No ano passado, a Amazon foi a oitava maior varejista online do país, segundo dados da Sociedade Brasileira de Varejo e Consumo (SBVC), com um faturamento de R$ 600 milhões, 46% superior aos R$ 410 milhões de 2017, ano em que já havia dobrado a receita. Mesmo com o forte crescimento, a Amazon está distante dos líderes.

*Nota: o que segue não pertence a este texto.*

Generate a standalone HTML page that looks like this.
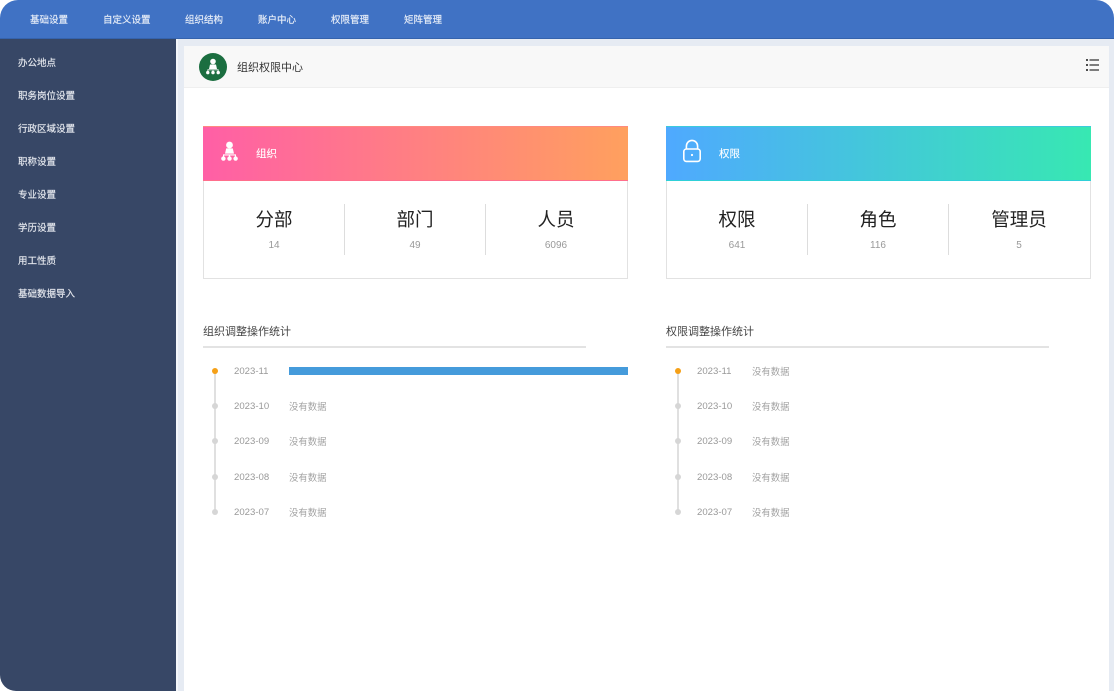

Centro de distribuição da Amazon em São Paulo
Principais concorrentes da Amazon viram suas ações despencarem no dia do anúncio do Prime no país. Direito de imagem JULIO VILELA/AMAZON/DIVULGAÇÃO

A B2W – dona da Submarino, Americanas.com e outras – faturou R$ 8 bilhões, seguida pela Via Varejo – Ponto Frio e Casas Bahia – com R$ 6,9 bilhões. Na terceira posição, Magazine Luiza com R$ 6,7 bilhões.

Com capital aberto na bolsa, os principais concorrentes viram suas ações despencarem no dia do anúncio do Prime no país: B2W caiu 4,8%, Via Varejo recuou 3,7% e Magazine Luiza registrou perda de 5,5%. No dia seguinte, o anúncio do IBGE de que as vendas no varejo subiram 1% em julho surpreendeu e as varejistas recuperaram em parte as perdas.

Os consultores falam em uníssono que, daqui em diante, a Amazon será mais agressiva no Brasil, o que provocará reações preventivas dos concorrentes. No entanto, este incômodo terá um limite, já que para ganhar capilaridade e chegar às primeiras colocações a varejista precisa investir em logística.

“Acredito que os próximos passos sejam ampliar o CD de Cajamar e também instalar mais centros de distribuição em outras regiões, quando ficaria em pé de igualdade para concorrer com os líderes do e-commerce”, comenta Alberto Serrentino.